>>>>>
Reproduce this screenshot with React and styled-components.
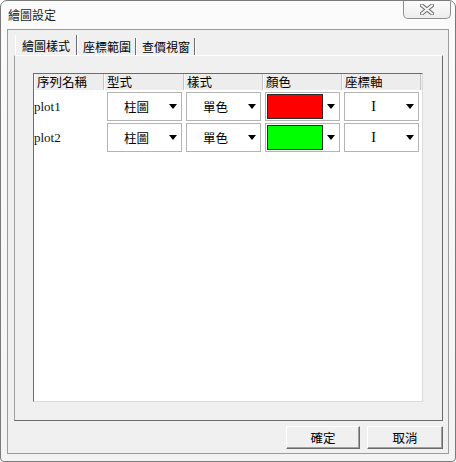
import React from "react";
import styled, { createGlobalStyle } from "styled-components";

const Global = createGlobalStyle`
  html, body { margin: 0; padding: 0; background: #ffffff; }
  * { box-sizing: border-box; }
`;

const CJK = `"Noto Sans CJK TC", "Noto Sans CJK SC", sans-serif`;

const Window = styled.div`
  width: 456px;
  height: 462px;
  border: 1px solid #7a7a7a;
  border-radius: 7px 7px 4px 4px;
  background: linear-gradient(#fbfbfb, #f3f3f3);
  display: flex;
  flex-direction: column;
  font-family: ${CJK};
  font-size: 12px;
  color: #000;
  overflow: hidden;
`;

const TitleBar = styled.div`
  height: 28px;
  display: flex;
  align-items: flex-start;
  justify-content: space-between;
`;

const Title = styled.div`
  padding: 6px 0 0 7px;
  font-size: 12px;
  line-height: 16px;
  color: #1a1a1a;
`;

const CloseButton = styled.div`
  width: 48px;
  height: 19px;
  margin: -1px 4px 0 0;
  border: 1px solid #8f8f8f;
  border-top: none;
  border-radius: 0 0 5px 5px;
  background: linear-gradient(#fdfdfd, #ededed);
  display: flex;
  align-items: center;
  justify-content: center;
`;

const Client = styled.div`
  flex: 1;
  margin: 0 6px 7px 6px;
  border: 1px solid #9b9b9b;
  background: #f0f0f0;
  display: flex;
  flex-direction: column;
  padding: 5px 5px 4px 6px;
`;

const TabStrip = styled.div`
  height: 20px;
  display: flex;
  align-items: flex-end;
  padding-left: 1px;
`;

const Tab = styled.div`
  height: ${(p) => (p.$active ? "20px" : "17px")};
  padding: ${(p) => (p.$active ? "0 6px 0 6px" : "0 4px 0 4px")};
  display: flex;
  align-items: center;
  font-size: 12px;
  line-height: 15px;
  border-left: 1px solid ${(p) => (p.$active ? "#ffffff" : "transparent")};
  border-right: 1px solid #6e6e6e;
  box-shadow: 1px 0 0 #ffffff;
  margin-right: 1px;
  background: #f0f0f0;
`;

const TabPanel = styled.div`
  height: 366px;
  border-top: 1px solid #ffffff;
  border-left: 1px solid #a0a0a0;
  border-right: 1px solid #6a6a6a;
  border-bottom: 1px solid #6a6a6a;
  padding: 17px 18px;
`;

const ListBox = styled.div`
  width: 390px;
  height: 329px;
  background: #ffffff;
  border-top: 1px solid #6d6d6d;
  border-left: 1px solid #6d6d6d;
  border-right: 1px solid #dcdcdc;
  border-bottom: 1px solid #dcdcdc;
`;

const Columns = "70px 80px 79px 79px 79px";

const HeaderRow = styled.div`
  display: grid;
  grid-template-columns: ${Columns};
  height: 16px;
  background: #ededed;
`;

const HeaderCell = styled.div`
  border-right: 1px solid #c6c6c6;
  border-left: 1px solid #fafafa;
  padding-left: 2px;
  font-size: 12.5px;
  line-height: 16px;
  white-space: nowrap;
`;

const Rows = styled.div`
  display: flex;
  flex-direction: column;
  gap: 2px;
  padding-top: 2px;
`;

const Row = styled.div`
  display: flex;
  align-items: center;
  height: 29px;
  gap: 4px;
`;

const NameCell = styled.div`
  width: 70px;
  margin-right: -1px;
  font-family: "Liberation Serif", serif;
  font-size: 13px;
  color: #111;
`;

const Combo = styled.div`
  width: 75px;
  height: 29px;
  border: 1px solid #b4b4b4;
  background: #ffffff;
  display: flex;
  align-items: center;
  padding-left: ${(p) => (p.$swatch ? "1px" : "0")};
`;

const ComboText = styled.div`
  width: 57px;
  text-align: center;
  font-family: ${(p) => (p.$serif ? `"Liberation Serif", serif` : CJK)};
  font-size: ${(p) => (p.$serif ? "14px" : "12.5px")};
  line-height: 16px;
`;

const Swatch = styled.div`
  width: 56px;
  height: 25px;
  border: 1px solid #2a2a2a;
  background: ${(p) => p.$color};
`;

const Arrow = styled.div`
  margin-left: 4px;
  width: 0;
  height: 0;
  border-left: 4px solid transparent;
  border-right: 4px solid transparent;
  border-top: 5px solid #000;
`;

const ButtonRow = styled.div`
  margin-top: 5px;
  height: 23px;
  display: flex;
  justify-content: flex-end;
  gap: 7px;
`;

const Button = styled.div`
  width: ${(p) => p.$w}px;
  height: 23px;
  background: #f0f0f0;
  border-top: 1px solid #ffffff;
  border-left: 1px solid #ffffff;
  border-right: 1px solid #6a6a6a;
  border-bottom: 1px solid #6a6a6a;
  box-shadow: inset -1px -1px 0 #a0a0a0;
  display: flex;
  align-items: center;
  justify-content: center;
  font-size: 12.5px;
`;

const CloseGlyph = () => (
  <svg width="14" height="11" viewBox="0 0 14 11">
    <path d="M2 1.5 L12 9.5 M12 1.5 L2 9.5" stroke="#6a6a6a" strokeWidth="4" strokeLinecap="square" fill="none" />
    <path d="M2 1.5 L12 9.5 M12 1.5 L2 9.5" stroke="#f4f4f4" strokeWidth="2" strokeLinecap="square" fill="none" />
  </svg>
);

const rows = [
  { name: "plot1", type: "柱圖", style: "單色", color: "#ff0000", axis: "I" },
  { name: "plot2", type: "柱圖", style: "單色", color: "#00ff00", axis: "I" },
];

export default function App() {
  return (
    <>
      <Global />
      <Window>
        <TitleBar>
          <Title>繪圖設定</Title>
          <CloseButton>
            <CloseGlyph />
          </CloseButton>
        </TitleBar>
        <Client>
          <TabStrip>
            <Tab $active>繪圖樣式</Tab>
            <Tab>座標範圍</Tab>
            <Tab>查價視窗</Tab>
          </TabStrip>
          <TabPanel>
            <ListBox>
              <HeaderRow>
                <HeaderCell>序列名稱</HeaderCell>
                <HeaderCell>型式</HeaderCell>
                <HeaderCell>樣式</HeaderCell>
                <HeaderCell>顏色</HeaderCell>
                <HeaderCell>座標軸</HeaderCell>
              </HeaderRow>
              <Rows>
                {rows.map((r) => (
                  <Row key={r.name}>
                    <NameCell>{r.name}</NameCell>
                    <Combo>
                      <ComboText>{r.type}</ComboText>
                      <Arrow />
                    </Combo>
                    <Combo>
                      <ComboText>{r.style}</ComboText>
                      <Arrow />
                    </Combo>
                    <Combo $swatch>
                      <Swatch $color={r.color} />
                      <Arrow />
                    </Combo>
                    <Combo>
                      <ComboText $serif>{r.axis}</ComboText>
                      <Arrow />
                    </Combo>
                  </Row>
                ))}
              </Rows>
            </ListBox>
          </TabPanel>
          <ButtonRow>
            <Button $w={74}>確定</Button>
            <Button $w={76}>取消</Button>
          </ButtonRow>
        </Client>
      </Window>
    </>
  );
}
<<<<<
**AIM:** Omit the pictures, then quote the rest of the material above exactly.

**REPLY TO THE EXERCISE:**
Reproduce this screenshot with React and styled-components.
import React from "react";
import styled, { createGlobalStyle } from "styled-components";

const Global = createGlobalStyle`
  html, body { margin: 0; padding: 0; background: #ffffff; }
  * { box-sizing: border-box; }
`;

const CJK = `"Noto Sans CJK TC", "Noto Sans CJK SC", sans-serif`;

const Window = styled.div`
  width: 456px;
  height: 462px;
  border: 1px solid #7a7a7a;
  border-radius: 7px 7px 4px 4px;
  background: linear-gradient(#fbfbfb, #f3f3f3);
  display: flex;
  flex-direction: column;
  font-family: ${CJK};
  font-size: 12px;
  color: #000;
  overflow: hidden;
`;

const TitleBar = styled.div`
  height: 28px;
  display: flex;
  align-items: flex-start;
  justify-content: space-between;
`;

const Title = styled.div`
  padding: 6px 0 0 7px;
  font-size: 12px;
  line-height: 16px;
  color: #1a1a1a;
`;

const CloseButton = styled.div`
  width: 48px;
  height: 19px;
  margin: -1px 4px 0 0;
  border: 1px solid #8f8f8f;
  border-top: none;
  border-radius: 0 0 5px 5px;
  background: linear-gradient(#fdfdfd, #ededed);
  display: flex;
  align-items: center;
  justify-content: center;
`;

const Client = styled.div`
  flex: 1;
  margin: 0 6px 7px 6px;
  border: 1px solid #9b9b9b;
  background: #f0f0f0;
  display: flex;
  flex-direction: column;
  padding: 5px 5px 4px 6px;
`;

const TabStrip = styled.div`
  height: 20px;
  display: flex;
  align-items: flex-end;
  padding-left: 1px;
`;

const Tab = styled.div`
  height: ${(p) => (p.$active ? "20px" : "17px")};
  padding: ${(p) => (p.$active ? "0 6px 0 6px" : "0 4px 0 4px")};
  display: flex;
  align-items: center;
  font-size: 12px;
  line-height: 15px;
  border-left: 1px solid ${(p) => (p.$active ? "#ffffff" : "transparent")};
  border-right: 1px solid #6e6e6e;
  box-shadow: 1px 0 0 #ffffff;
  margin-right: 1px;
  background: #f0f0f0;
`;

const TabPanel = styled.div`
  height: 366px;
  border-top: 1px solid #ffffff;
  border-left: 1px solid #a0a0a0;
  border-right: 1px solid #6a6a6a;
  border-bottom: 1px solid #6a6a6a;
  padding: 17px 18px;
`;

const ListBox = styled.div`
  width: 390px;
  height: 329px;
  background: #ffffff;
  border-top: 1px solid #6d6d6d;
  border-left: 1px solid #6d6d6d;
  border-right: 1px solid #dcdcdc;
  border-bottom: 1px solid #dcdcdc;
`;

const Columns = "70px 80px 79px 79px 79px";

const HeaderRow = styled.div`
  display: grid;
  grid-template-columns: ${Columns};
  height: 16px;
  background: #ededed;
`;

const HeaderCell = styled.div`
  border-right: 1px solid #c6c6c6;
  border-left: 1px solid #fafafa;
  padding-left: 2px;
  font-size: 12.5px;
  line-height: 16px;
  white-space: nowrap;
`;

const Rows = styled.div`
  display: flex;
  flex-direction: column;
  gap: 2px;
  padding-top: 2px;
`;

const Row = styled.div`
  display: flex;
  align-items: center;
  height: 29px;
  gap: 4px;
`;

const NameCell = styled.div`
  width: 70px;
  margin-right: -1px;
  font-family: "Liberation Serif", serif;
  font-size: 13px;
  color: #111;
`;

const Combo = styled.div`
  width: 75px;
  height: 29px;
  border: 1px solid #b4b4b4;
  background: #ffffff;
  display: flex;
  align-items: center;
  padding-left: ${(p) => (p.$swatch ? "1px" : "0")};
`;

const ComboText = styled.div`
  width: 57px;
  text-align: center;
  font-family: ${(p) => (p.$serif ? `"Liberation Serif", serif` : CJK)};
  font-size: ${(p) => (p.$serif ? "14px" : "12.5px")};
  line-height: 16px;
`;

const Swatch = styled.div`
  width: 56px;
  height: 25px;
  border: 1px solid #2a2a2a;
  background: ${(p) => p.$color};
`;

const Arrow = styled.div`
  margin-left: 4px;
  width: 0;
  height: 0;
  border-left: 4px solid transparent;
  border-right: 4px solid transparent;
  border-top: 5px solid #000;
`;

const ButtonRow = styled.div`
  margin-top: 5px;
  height: 23px;
  display: flex;
  justify-content: flex-end;
  gap: 7px;
`;

const Button = styled.div`
  width: ${(p) => p.$w}px;
  height: 23px;
  background: #f0f0f0;
  border-top: 1px solid #ffffff;
  border-left: 1px solid #ffffff;
  border-right: 1px solid #6a6a6a;
  border-bottom: 1px solid #6a6a6a;
  box-shadow: inset -1px -1px 0 #a0a0a0;
  display: flex;
  align-items: center;
  justify-content: center;
  font-size: 12.5px;
`;

const CloseGlyph = () => (
  <svg width="14" height="11" viewBox="0 0 14 11">
    <path d="M2 1.5 L12 9.5 M12 1.5 L2 9.5" stroke="#6a6a6a" strokeWidth="4" strokeLinecap="square" fill="none" />
    <path d="M2 1.5 L12 9.5 M12 1.5 L2 9.5" stroke="#f4f4f4" strokeWidth="2" strokeLinecap="square" fill="none" />
  </svg>
);

const rows = [
  { name: "plot1", type: "柱圖", style: "單色", color: "#ff0000", axis: "I" },
  { name: "plot2", type: "柱圖", style: "單色", color: "#00ff00", axis: "I" },
];

export default function App() {
  return (
    <>
      <Global />
      <Window>
        <TitleBar>
          <Title>繪圖設定</Title>
          <CloseButton>
            <CloseGlyph />
          </CloseButton>
        </TitleBar>
        <Client>
          <TabStrip>
            <Tab $active>繪圖樣式</Tab>
            <Tab>座標範圍</Tab>
            <Tab>查價視窗</Tab>
          </TabStrip>
          <TabPanel>
            <ListBox>
              <HeaderRow>
                <HeaderCell>序列名稱</HeaderCell>
                <HeaderCell>型式</HeaderCell>
                <HeaderCell>樣式</HeaderCell>
                <HeaderCell>顏色</HeaderCell>
                <HeaderCell>座標軸</HeaderCell>
              </HeaderRow>
              <Rows>
                {rows.map((r) => (
                  <Row key={r.name}>
                    <NameCell>{r.name}</NameCell>
                    <Combo>
                      <ComboText>{r.type}</ComboText>
                      <Arrow />
                    </Combo>
                    <Combo>
                      <ComboText>{r.style}</ComboText>
                      <Arrow />
                    </Combo>
                    <Combo $swatch>
                      <Swatch $color={r.color} />
                      <Arrow />
                    </Combo>
                    <Combo>
                      <ComboText $serif>{r.axis}</ComboText>
                      <Arrow />
                    </Combo>
                  </Row>
                ))}
              </Rows>
            </ListBox>
          </TabPanel>
          <ButtonRow>
            <Button $w={74}>確定</Button>
            <Button $w={76}>取消</Button>
          </ButtonRow>
        </Client>
      </Window>
    </>
  );
}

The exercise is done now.